PNP General Secretary Meli Bogileka said on 3 March 2006 that his party was reconsidering its membership in the coalition. The matter would be decided the following day at a meeting of PNP and PANU officials, he said. On 7 March, he said that a letter was being sent to the Coalition to inform it of the PNP's decision to withdraw.

== The 2006 election ==
The Grand Coalition renamed the Grand Coalition for Fiji, was launched publicly on 10 March 2006. University of the South Pacific (USP) Vice-Chancellor Anthony Tarr was invited as a guest speaker at the launch event, a move criticized by the opposition Fiji Labour Party (FLP). FLP President Jokapeci Koroi told Fiji Times on 7 March that it was out of order for an academic to be seen to be taking sides in an election. If anything, the head of a regional university should be siding with politicians who stood for "enlightened and liberal policies". Koroi stated, "Those of us who are continually fighting a battle to make Fiji truly multi-racial find it offensive that an expatriate holding such a responsible office in our country, should be participating in a move that clearly espouses racial segregation." Tarr defended his decision to attend the launch, saying that there was no truth to the insinuation that he endorsed racism.

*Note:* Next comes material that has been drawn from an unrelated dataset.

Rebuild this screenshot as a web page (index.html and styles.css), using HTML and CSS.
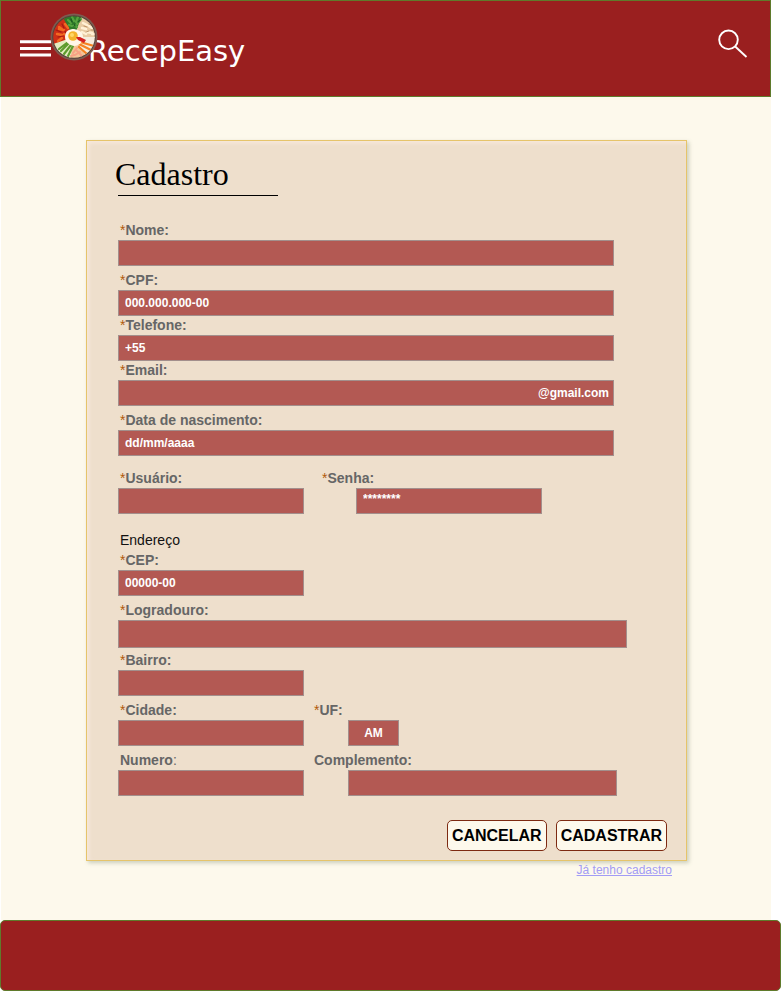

SVT General Secretary Ema Druavesi was quoted in Fiji Village on 10 March as saying that the coalition was uniting indigenous Fijians for the purpose of being able to work with others, and that the group needed an outsider to show them the way forward.

The coalition largely disintegrated before the election. The withdrawal of the PNP and the disbanding of the CAMV reduced its membership to three parties; of these, the SVT contested only one constituency out of 71, and the NVTLP a few more. During the campaign, the coalition was barely mentioned, if at all. When the results were tallied, the SDL had won 36 seats and its coalition partners none.

The controversy over Anthony Tarr's decision to participate as a speaker at the Grand Coalition for Fiji launch was later identified as a contributing factor to his resignation as vice chancellor at USP.